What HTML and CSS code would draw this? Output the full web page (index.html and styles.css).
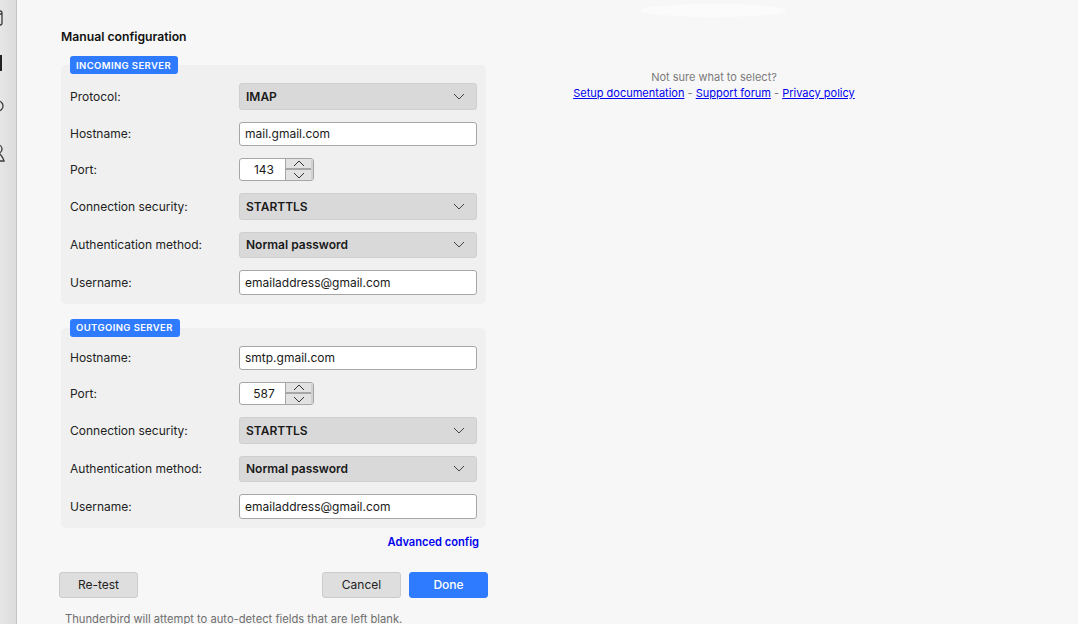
FILE: index.html
```html
<!DOCTYPE html>
<html lang="en">
<head>
    <meta charset="UTF-8">
    <title>Manual configuration</title>
    <link rel="stylesheet" href="styles.css">
</head>
<body>
    <div class="sidebar">
        <svg class="side-icon icon-cal" viewBox="0 0 12 18"><rect x="-8" y="1" width="10" height="14" rx="2"/><path d="M-8 4H2"/></svg>
        <svg class="side-icon icon-task" viewBox="0 0 12 18"><path d="M1 1V17"/></svg>
        <svg class="side-icon icon-chat" viewBox="0 0 12 18"><circle cx="-2" cy="7" r="5"/></svg>
        <svg class="side-icon icon-user" viewBox="0 0 12 18"><circle cx="-2" cy="5" r="4"/><path d="M-1 9C1 11 3 13 4 17H-4"/></svg>
    </div>

    <div class="content">
        <div class="left">
            <h1>Manual configuration</h1>

            <div class="panel panel-in">
                <span class="badge">INCOMING SERVER</span>
                <div class="row">
                    <label>Protocol:</label>
                    <div class="select">IMAP<svg viewBox="0 0 12 7"><path d="M1 1L6 6L11 1"/></svg></div>
                </div>
                <div class="row">
                    <label>Hostname:</label>
                    <input class="text" type="text" value="mail.gmail.com">
                </div>
                <div class="row">
                    <label>Port:</label>
                    <div class="port">
                        <span class="port-value">143</span>
                        <div class="spin">
                            <span><svg viewBox="0 0 12 7"><path d="M1 6L6 1L11 6"/></svg></span>
                            <span><svg viewBox="0 0 12 7"><path d="M1 1L6 6L11 1"/></svg></span>
                        </div>
                    </div>
                </div>
                <div class="row">
                    <label>Connection security:</label>
                    <div class="select">STARTTLS<svg viewBox="0 0 12 7"><path d="M1 1L6 6L11 1"/></svg></div>
                </div>
                <div class="row">
                    <label>Authentication method:</label>
                    <div class="select">Normal password<svg viewBox="0 0 12 7"><path d="M1 1L6 6L11 1"/></svg></div>
                </div>
                <div class="row">
                    <label>Username:</label>
                    <input class="text" type="text" value="emailaddress@gmail.com">
                </div>
            </div>

            <div class="panel panel-out">
                <span class="badge">OUTGOING SERVER</span>
                <div class="row">
                    <label>Hostname:</label>
                    <input class="text" type="text" value="smtp.gmail.com">
                </div>
                <div class="row">
                    <label>Port:</label>
                    <div class="port">
                        <span class="port-value">587</span>
                        <div class="spin">
                            <span><svg viewBox="0 0 12 7"><path d="M1 6L6 1L11 6"/></svg></span>
                            <span><svg viewBox="0 0 12 7"><path d="M1 1L6 6L11 1"/></svg></span>
                        </div>
                    </div>
                </div>
                <div class="row">
                    <label>Connection security:</label>
                    <div class="select">STARTTLS<svg viewBox="0 0 12 7"><path d="M1 1L6 6L11 1"/></svg></div>
                </div>
                <div class="row">
                    <label>Authentication method:</label>
                    <div class="select">Normal password<svg viewBox="0 0 12 7"><path d="M1 1L6 6L11 1"/></svg></div>
                </div>
                <div class="row">
                    <label>Username:</label>
                    <input class="text" type="text" value="emailaddress@gmail.com">
                </div>
            </div>

            <div class="advanced"><a href="#">Advanced config</a></div>

            <div class="buttons">
                <button class="btn">Re-test</button>
                <div class="buttons-right">
                    <button class="btn">Cancel</button>
                    <button class="btn btn-primary">Done</button>
                </div>
            </div>

            <p class="note">Thunderbird will attempt to auto-detect fields that are left blank.</p>
        </div>

        <div class="right">
            <div class="glow"></div>
            <p class="help">Not sure what to select?</p>
            <p class="links"><a href="#">Setup documentation</a> - <a href="#">Support forum</a> - <a href="#">Privacy policy</a></p>
        </div>
    </div>
</body>
</html>
```

FILE: styles.css
```css
body {
    margin: 0;
    display: flex;
    overflow: hidden;
    height: 624px;
    background: #f7f7f7;
    color: #1a1a1a;
    font-family: Inter, "Liberation Sans", sans-serif;
    font-size: 12px;
}
.sidebar {
    width: 16px;
    flex: none;
    overflow: hidden;
    display: flex;
    flex-direction: column;
    background: linear-gradient(to right, #e6e6e6, #dcdcdc);
    border-right: 1px solid #c4c4c4;
}
.side-icon {
    display: block;
    width: 12px;
    height: 18px;
    flex: none;
    fill: none;
    stroke: #3a3a3a;
    stroke-width: 1.3;
    overflow: hidden;
}
.icon-cal { margin-top: 10px; }
.icon-task { margin-top: 26px; }
.icon-task path { stroke: #222; stroke-width: 2; }
.icon-chat { margin-top: 27px; }
.icon-user { margin-top: 27px; }

.content {
    flex: 1;
    display: flex;
}
.left {
    width: 429px;
    flex: none;
    margin-left: 42px;
}
h1 {
    margin: 29px 0 0 2px;
    font-size: 12.2px;
    line-height: 15px;
    font-weight: 600;
    color: #111;
}
.panel {
    position: relative;
    width: 425px;
    margin-left: 2px;
    padding: 18px 9px 9px;
    box-sizing: border-box;
    background: #f0f0f0;
    border-radius: 5px;
    display: flex;
    flex-direction: column;
    gap: 12px;
}
.panel-in { margin-top: 21px; }
.panel-out { margin-top: 24px; }
.badge {
    position: absolute;
    left: 9px;
    top: -9px;
    height: 18px;
    padding: 0 7px 0 6px;
    background: #2f7bff;
    border-radius: 3px;
    color: #fff;
    font-size: 9.5px;
    font-weight: 600;
    line-height: 19px;
    letter-spacing: 0.4px;
}
.panel-out .badge {
    line-height: 18px;
}
.row {
    display: flex;
    align-items: center;
}
.row label {
    width: 169px;
    flex: none;
    font-size: 12px;
    color: #222;
}
.text {
    width: 238px;
    height: 24.4px;
    box-sizing: border-box;
    margin: 0;
    padding: 0 5px;
    background: #fff;
    border: 1px solid #a6a6a6;
    border-radius: 3px;
    color: #1a1a1a;
    font-family: inherit;
    font-size: 12px;
}
.select {
    width: 238px;
    height: 26.6px;
    box-sizing: border-box;
    padding: 0 11px 0 6px;
    display: flex;
    align-items: center;
    justify-content: space-between;
    background: #d9d9d9;
    border: 1px solid #cfcfcf;
    border-radius: 3px;
    font-size: 12px;
    font-weight: 600;
}
.select svg {
    width: 12px;
    height: 7px;
    fill: none;
    stroke: #444;
    stroke-width: 1;
}
.port {
    display: flex;
    width: 75px;
    height: 23px;
    box-sizing: border-box;
    background: #fff;
    border: 1px solid #a6a6a6;
    border-radius: 3px;
    overflow: hidden;
}
.port-value {
    width: 45px;
    flex: none;
    padding-left: 3px;
    box-sizing: border-box;
    text-align: center;
    line-height: 21px;
    font-size: 12px;
}
.spin {
    flex: 1;
    display: flex;
    flex-direction: column;
    background: #e2e2e2;
    border-left: 1px solid #a6a6a6;
    border-right: 2px solid #d0d0d0;
}
.spin span {
    flex: 1;
    display: flex;
    align-items: center;
    justify-content: center;
}
.spin span + span {
    border-top: 2px solid #a6a6a6;
}
.spin svg {
    width: 12px;
    height: 7px;
    fill: none;
    stroke: #333;
    stroke-width: 1;
}
.advanced {
    width: 420px;
    margin: 7px 0 0;
    text-align: right;
    line-height: 14px;
}
.advanced a {
    color: #0000ee;
    font-size: 11.1px;
    font-weight: 600;
    text-decoration: none;
}
.buttons {
    display: flex;
    justify-content: space-between;
    width: 429px;
    margin-top: 23px;
}
.buttons-right {
    display: flex;
    gap: 8px;
}
.btn {
    width: 79px;
    height: 26px;
    padding: 0;
    background: #dedede;
    border: 1px solid #cbcbcb;
    border-radius: 3px;
    color: #222;
    font-family: inherit;
    font-size: 12px;
}
.btn-primary {
    background: #2f7bff;
    border-color: #2f7bff;
    color: #fff;
    font-weight: 500;
}
.note {
    margin: 14px 0 0 6px;
    font-size: 11.2px;
    line-height: 15px;
    color: #6e6e6e;
    white-space: nowrap;
}

.right {
    width: 300px;
    margin-left: 76px;
    text-align: center;
    font-size: 11px;
}
.glow {
    width: 146px;
    height: 13px;
    margin: 4px 0 0 76px;
    background: #fbfbfb;
    border-radius: 50%;
}
.help {
    margin: 52px 0 0;
    line-height: 16px;
    color: #7a7a7a;
}
.links {
    margin: 0;
    line-height: 16px;
    color: #7a7a7a;
    white-space: nowrap;
}
.links a {
    color: #0000ee;
}
```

....

→ **OBJECTIVE**
From the listing above, copy out each line where the word "styles" appears.

→ **SOLUTION**
What HTML and CSS code would draw this? Output the full web page (index.html and styles.css).
    <link rel="stylesheet" href="styles.css">
FILE: styles.css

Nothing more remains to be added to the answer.